Work to be completed
Report, as a bare number, how many lines of the material below contain the word "index".

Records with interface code

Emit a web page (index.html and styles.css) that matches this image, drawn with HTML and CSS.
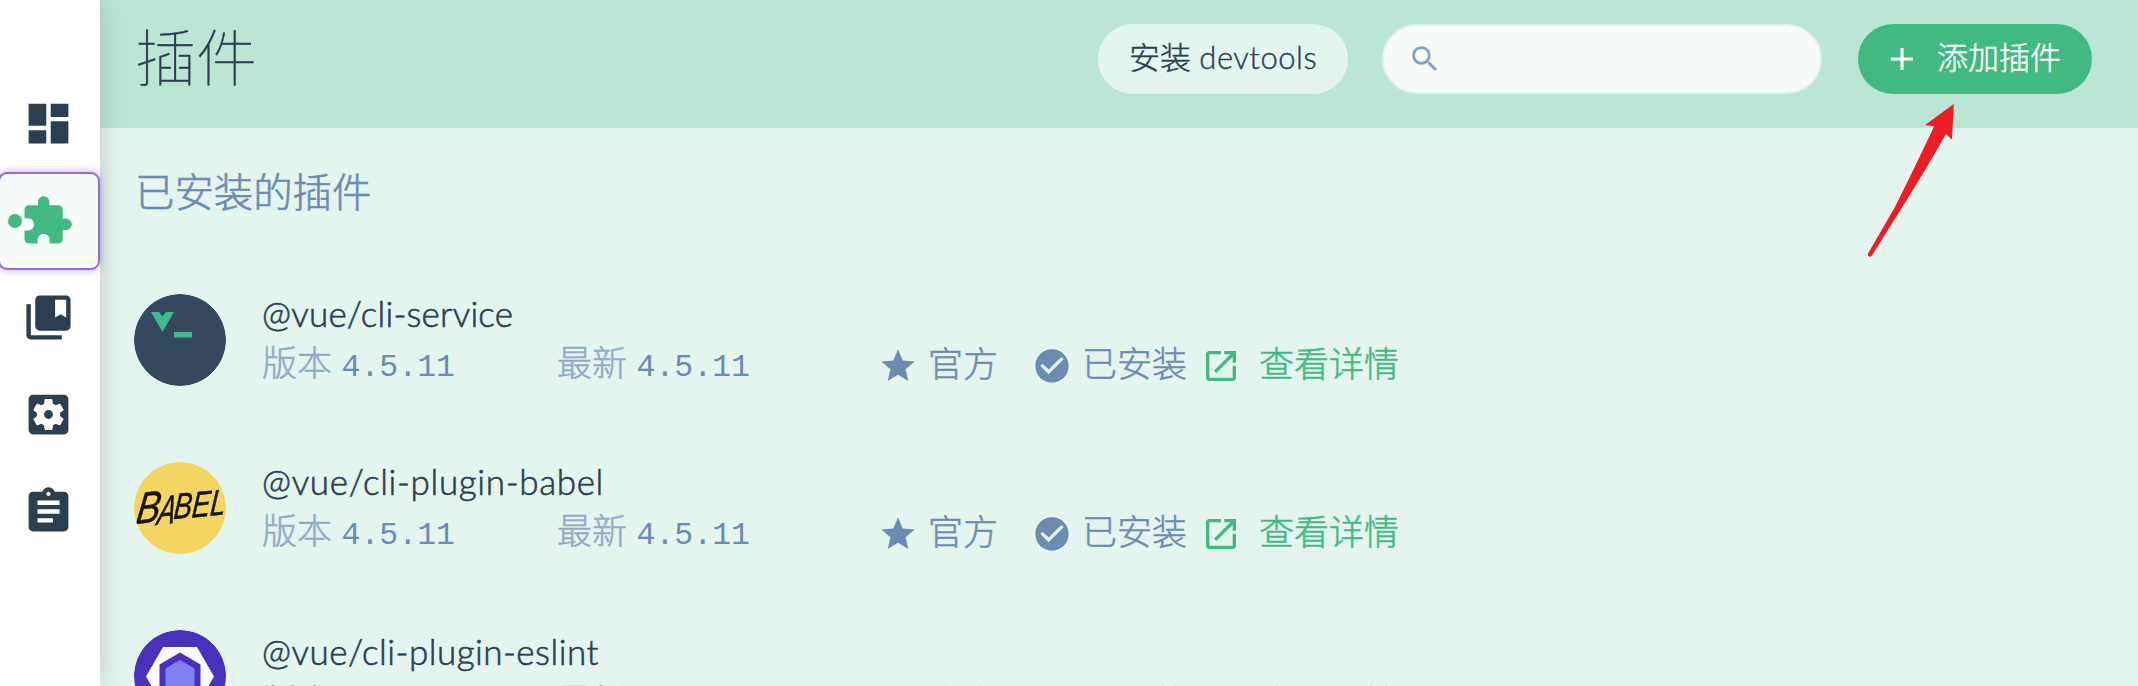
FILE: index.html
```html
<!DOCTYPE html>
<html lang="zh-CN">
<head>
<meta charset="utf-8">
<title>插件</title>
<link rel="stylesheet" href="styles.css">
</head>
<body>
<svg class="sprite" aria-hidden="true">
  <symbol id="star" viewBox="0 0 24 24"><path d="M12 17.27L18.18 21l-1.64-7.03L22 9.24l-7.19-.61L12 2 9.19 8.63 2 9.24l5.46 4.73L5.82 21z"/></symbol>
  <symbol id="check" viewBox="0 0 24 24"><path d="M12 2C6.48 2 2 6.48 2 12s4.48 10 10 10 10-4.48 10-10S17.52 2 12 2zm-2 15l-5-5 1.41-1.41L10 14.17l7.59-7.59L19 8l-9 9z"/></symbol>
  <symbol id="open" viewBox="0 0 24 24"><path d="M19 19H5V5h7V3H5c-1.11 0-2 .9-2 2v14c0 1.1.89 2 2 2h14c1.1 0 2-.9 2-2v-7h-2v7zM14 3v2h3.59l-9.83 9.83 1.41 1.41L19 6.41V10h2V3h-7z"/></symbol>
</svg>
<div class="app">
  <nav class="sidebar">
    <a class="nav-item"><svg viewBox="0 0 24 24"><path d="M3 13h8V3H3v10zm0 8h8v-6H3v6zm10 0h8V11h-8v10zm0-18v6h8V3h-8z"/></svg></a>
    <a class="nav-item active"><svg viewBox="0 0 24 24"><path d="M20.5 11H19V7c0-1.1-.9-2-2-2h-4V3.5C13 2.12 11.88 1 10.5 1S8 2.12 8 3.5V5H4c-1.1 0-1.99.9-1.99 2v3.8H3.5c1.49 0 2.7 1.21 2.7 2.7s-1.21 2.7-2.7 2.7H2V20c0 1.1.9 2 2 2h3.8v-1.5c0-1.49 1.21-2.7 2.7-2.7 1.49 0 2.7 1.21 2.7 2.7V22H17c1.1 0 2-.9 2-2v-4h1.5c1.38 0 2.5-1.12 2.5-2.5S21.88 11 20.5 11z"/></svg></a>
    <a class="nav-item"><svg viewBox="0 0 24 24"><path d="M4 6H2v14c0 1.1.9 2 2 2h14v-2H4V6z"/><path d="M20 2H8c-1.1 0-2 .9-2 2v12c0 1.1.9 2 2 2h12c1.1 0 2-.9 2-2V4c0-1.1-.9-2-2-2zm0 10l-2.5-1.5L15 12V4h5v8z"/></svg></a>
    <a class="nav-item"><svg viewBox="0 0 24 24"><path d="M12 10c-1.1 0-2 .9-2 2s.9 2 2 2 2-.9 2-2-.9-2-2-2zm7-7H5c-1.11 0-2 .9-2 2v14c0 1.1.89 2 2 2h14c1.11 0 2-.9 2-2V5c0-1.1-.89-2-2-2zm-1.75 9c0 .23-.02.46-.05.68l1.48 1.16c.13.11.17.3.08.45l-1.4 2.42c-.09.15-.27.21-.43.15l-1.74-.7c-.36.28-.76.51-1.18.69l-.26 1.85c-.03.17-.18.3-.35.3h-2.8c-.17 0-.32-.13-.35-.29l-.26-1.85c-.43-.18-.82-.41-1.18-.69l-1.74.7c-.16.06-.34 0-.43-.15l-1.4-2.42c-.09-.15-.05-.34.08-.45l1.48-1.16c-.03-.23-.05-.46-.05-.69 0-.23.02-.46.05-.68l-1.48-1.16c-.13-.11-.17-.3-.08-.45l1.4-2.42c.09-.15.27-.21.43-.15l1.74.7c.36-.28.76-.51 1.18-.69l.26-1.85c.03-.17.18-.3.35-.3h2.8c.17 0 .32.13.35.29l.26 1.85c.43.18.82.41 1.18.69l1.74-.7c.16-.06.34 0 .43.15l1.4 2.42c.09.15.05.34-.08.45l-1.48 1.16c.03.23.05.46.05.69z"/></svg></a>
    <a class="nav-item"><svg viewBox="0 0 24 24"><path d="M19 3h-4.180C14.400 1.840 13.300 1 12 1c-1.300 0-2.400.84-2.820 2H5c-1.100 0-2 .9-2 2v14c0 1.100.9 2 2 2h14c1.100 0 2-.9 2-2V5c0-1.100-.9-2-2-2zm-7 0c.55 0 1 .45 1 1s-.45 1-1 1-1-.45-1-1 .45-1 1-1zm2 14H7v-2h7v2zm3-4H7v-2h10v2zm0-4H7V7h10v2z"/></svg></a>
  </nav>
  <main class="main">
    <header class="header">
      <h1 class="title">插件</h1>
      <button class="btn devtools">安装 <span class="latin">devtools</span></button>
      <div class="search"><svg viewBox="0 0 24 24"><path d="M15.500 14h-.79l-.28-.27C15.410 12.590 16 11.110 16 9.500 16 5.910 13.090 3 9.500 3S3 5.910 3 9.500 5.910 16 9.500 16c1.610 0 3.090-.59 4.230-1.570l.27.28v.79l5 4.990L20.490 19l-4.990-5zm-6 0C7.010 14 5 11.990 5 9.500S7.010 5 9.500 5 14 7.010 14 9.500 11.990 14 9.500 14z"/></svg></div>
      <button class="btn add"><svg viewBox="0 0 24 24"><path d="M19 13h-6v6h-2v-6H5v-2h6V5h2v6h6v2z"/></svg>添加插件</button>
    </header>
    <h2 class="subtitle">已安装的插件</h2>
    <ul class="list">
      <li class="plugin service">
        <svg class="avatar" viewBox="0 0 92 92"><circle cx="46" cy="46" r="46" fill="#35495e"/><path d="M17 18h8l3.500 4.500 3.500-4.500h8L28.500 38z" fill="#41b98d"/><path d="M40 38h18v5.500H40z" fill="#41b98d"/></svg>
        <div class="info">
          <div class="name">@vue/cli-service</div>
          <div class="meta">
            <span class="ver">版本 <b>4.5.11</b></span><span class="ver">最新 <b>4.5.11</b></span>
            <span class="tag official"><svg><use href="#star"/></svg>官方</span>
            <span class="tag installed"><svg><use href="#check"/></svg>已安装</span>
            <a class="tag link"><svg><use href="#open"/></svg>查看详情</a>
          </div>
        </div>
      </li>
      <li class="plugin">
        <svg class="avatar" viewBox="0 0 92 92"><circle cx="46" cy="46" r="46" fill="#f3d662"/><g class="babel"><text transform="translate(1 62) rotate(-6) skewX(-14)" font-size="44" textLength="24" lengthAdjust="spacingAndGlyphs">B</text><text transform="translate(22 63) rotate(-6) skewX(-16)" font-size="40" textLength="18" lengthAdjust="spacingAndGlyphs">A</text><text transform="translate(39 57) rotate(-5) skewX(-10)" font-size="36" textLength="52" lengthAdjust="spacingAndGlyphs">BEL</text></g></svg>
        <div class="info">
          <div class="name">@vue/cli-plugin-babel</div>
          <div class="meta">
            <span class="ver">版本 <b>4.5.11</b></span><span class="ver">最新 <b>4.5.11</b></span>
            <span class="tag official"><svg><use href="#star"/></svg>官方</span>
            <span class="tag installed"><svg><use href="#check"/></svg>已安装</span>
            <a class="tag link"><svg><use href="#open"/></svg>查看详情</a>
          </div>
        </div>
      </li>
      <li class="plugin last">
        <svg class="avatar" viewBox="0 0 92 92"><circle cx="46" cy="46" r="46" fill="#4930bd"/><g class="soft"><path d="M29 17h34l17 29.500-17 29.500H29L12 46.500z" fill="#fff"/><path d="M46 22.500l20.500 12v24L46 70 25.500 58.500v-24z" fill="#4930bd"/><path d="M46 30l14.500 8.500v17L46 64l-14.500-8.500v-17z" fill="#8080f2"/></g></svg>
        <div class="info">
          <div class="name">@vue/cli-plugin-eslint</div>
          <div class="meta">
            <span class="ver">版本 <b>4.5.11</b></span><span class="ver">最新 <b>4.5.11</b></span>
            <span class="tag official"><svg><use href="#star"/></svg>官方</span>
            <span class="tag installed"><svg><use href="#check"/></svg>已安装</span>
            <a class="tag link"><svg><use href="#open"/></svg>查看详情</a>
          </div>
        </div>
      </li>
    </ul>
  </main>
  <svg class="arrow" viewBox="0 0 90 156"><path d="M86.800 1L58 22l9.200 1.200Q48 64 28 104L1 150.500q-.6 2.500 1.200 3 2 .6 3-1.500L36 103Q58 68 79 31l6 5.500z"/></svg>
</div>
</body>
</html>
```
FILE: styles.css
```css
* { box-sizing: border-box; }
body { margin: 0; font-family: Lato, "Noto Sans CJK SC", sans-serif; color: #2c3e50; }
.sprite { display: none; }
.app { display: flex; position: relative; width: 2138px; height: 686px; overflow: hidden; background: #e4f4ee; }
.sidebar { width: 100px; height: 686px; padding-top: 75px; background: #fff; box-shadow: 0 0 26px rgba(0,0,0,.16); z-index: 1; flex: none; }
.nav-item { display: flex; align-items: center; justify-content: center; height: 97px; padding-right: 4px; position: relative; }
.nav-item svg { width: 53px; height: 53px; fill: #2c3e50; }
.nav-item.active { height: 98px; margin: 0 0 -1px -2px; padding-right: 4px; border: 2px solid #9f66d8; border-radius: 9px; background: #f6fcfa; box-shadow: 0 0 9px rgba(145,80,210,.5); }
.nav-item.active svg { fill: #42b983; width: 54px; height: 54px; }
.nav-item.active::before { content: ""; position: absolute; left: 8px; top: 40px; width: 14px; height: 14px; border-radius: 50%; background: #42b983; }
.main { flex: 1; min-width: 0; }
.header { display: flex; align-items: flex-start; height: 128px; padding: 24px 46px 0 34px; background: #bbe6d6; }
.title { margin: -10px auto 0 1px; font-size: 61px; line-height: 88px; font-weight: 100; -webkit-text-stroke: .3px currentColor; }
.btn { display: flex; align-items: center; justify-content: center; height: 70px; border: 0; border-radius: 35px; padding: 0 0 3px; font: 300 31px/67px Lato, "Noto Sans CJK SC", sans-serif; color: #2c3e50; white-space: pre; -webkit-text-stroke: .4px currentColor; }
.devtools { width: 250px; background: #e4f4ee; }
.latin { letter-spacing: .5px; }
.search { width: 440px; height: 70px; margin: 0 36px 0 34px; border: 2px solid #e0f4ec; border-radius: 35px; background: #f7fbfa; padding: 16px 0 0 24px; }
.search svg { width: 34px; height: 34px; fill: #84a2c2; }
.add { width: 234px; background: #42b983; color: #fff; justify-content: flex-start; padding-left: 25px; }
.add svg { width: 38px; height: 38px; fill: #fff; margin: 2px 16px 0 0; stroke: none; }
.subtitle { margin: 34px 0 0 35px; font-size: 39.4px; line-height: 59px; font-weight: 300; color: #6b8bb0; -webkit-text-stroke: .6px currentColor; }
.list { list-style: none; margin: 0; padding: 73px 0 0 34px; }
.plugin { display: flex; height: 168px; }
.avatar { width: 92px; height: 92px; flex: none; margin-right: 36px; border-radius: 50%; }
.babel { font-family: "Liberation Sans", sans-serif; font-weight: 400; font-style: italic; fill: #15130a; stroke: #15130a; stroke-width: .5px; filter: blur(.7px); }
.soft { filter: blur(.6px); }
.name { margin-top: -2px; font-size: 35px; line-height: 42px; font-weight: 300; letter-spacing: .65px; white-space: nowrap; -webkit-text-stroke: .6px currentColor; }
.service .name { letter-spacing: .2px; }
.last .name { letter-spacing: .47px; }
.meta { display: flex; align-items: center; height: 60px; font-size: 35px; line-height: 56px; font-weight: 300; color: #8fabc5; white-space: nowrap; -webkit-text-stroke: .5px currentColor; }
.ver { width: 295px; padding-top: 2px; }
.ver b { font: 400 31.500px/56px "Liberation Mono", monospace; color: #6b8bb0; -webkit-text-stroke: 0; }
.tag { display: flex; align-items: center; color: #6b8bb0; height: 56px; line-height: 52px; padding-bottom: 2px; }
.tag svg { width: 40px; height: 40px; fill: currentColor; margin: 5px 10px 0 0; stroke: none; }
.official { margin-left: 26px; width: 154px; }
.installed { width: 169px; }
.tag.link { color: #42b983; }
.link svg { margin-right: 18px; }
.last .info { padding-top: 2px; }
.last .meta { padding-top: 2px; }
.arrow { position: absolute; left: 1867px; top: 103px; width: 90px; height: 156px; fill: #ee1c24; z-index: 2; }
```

...

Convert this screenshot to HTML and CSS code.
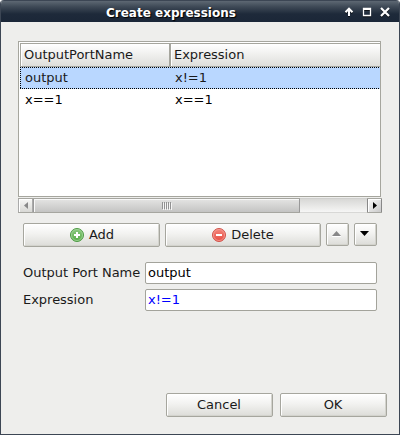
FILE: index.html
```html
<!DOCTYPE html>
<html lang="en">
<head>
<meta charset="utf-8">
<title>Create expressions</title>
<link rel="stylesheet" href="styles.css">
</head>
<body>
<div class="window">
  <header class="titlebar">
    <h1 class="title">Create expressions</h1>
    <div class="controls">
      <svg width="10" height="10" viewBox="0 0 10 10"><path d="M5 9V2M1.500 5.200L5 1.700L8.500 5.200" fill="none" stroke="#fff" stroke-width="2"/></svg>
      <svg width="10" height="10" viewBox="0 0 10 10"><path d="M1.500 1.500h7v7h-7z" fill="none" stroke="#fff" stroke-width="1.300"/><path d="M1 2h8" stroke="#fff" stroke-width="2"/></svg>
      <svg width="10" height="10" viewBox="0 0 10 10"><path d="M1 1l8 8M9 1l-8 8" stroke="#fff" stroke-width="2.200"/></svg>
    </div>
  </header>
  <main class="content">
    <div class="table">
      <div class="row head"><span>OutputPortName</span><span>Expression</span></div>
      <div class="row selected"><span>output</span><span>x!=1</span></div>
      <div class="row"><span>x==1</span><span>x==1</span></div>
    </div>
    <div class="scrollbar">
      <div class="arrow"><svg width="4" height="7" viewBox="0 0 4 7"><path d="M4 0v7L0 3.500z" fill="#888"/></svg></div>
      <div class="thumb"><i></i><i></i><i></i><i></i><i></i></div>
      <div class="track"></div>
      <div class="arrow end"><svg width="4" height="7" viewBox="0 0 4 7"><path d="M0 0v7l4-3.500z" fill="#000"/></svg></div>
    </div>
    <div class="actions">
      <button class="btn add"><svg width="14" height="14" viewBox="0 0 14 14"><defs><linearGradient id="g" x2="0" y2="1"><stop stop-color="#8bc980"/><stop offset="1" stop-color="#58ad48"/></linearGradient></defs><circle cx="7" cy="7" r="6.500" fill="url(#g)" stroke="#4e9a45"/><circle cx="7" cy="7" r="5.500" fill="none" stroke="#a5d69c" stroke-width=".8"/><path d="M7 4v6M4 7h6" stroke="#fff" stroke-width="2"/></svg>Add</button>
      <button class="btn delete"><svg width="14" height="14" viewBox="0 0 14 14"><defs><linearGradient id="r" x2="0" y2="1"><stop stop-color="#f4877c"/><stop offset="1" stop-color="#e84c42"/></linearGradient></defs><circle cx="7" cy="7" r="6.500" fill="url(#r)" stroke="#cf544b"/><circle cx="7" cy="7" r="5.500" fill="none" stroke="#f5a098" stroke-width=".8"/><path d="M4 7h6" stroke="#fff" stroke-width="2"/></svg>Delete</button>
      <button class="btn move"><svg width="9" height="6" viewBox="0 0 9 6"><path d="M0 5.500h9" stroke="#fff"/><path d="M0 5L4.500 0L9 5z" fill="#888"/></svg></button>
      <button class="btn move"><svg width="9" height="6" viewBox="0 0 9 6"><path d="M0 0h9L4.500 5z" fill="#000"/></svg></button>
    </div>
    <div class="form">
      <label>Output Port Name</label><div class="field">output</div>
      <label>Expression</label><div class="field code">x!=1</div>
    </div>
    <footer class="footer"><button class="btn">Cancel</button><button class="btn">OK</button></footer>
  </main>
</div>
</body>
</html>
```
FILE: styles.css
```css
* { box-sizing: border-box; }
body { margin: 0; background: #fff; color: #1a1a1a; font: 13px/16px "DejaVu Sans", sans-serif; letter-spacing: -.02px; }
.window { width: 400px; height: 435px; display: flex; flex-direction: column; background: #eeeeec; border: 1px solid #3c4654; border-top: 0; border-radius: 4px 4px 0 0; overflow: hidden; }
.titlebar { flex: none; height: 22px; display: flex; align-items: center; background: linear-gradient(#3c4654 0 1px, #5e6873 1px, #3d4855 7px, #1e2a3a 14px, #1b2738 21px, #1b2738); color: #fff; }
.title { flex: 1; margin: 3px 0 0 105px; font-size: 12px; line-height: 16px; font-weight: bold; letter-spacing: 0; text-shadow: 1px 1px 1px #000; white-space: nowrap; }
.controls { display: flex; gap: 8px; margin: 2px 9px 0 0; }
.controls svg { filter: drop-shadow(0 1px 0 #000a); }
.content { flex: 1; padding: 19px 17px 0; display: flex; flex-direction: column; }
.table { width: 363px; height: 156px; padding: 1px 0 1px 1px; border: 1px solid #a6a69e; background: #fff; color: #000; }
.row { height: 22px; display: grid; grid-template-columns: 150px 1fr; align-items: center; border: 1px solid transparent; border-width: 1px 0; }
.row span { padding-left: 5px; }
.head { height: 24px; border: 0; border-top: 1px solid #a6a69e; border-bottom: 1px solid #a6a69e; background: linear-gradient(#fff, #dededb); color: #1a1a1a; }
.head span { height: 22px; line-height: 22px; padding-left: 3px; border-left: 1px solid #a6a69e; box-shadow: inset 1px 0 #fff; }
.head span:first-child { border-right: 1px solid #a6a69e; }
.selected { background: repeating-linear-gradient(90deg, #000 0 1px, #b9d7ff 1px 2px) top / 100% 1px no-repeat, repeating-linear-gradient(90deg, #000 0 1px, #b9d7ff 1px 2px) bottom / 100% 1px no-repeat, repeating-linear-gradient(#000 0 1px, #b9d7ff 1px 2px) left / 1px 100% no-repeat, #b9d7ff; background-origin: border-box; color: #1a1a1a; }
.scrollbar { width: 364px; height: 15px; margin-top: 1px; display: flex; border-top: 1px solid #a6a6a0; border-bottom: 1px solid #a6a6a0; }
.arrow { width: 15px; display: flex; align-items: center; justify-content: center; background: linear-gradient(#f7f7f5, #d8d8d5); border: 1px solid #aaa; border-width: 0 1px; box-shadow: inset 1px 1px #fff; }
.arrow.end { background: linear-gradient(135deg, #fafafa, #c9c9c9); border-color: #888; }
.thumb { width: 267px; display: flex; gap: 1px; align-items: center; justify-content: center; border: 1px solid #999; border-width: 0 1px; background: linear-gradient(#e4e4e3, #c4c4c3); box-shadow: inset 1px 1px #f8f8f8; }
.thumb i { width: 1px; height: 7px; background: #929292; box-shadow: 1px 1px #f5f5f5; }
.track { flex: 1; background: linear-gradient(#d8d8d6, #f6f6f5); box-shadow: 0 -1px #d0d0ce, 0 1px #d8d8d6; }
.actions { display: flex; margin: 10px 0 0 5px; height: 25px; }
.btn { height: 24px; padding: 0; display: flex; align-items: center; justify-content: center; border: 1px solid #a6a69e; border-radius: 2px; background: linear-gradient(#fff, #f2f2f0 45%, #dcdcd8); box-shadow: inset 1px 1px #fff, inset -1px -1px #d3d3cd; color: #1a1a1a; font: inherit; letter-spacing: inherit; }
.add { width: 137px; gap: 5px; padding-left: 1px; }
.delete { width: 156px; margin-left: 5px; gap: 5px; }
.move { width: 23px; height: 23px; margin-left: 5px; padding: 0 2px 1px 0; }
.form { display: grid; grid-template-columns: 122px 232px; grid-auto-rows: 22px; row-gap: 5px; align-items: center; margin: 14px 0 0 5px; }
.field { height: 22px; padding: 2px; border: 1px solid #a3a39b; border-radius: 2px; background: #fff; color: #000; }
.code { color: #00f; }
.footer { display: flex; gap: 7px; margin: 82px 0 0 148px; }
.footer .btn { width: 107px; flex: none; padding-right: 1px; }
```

The response
5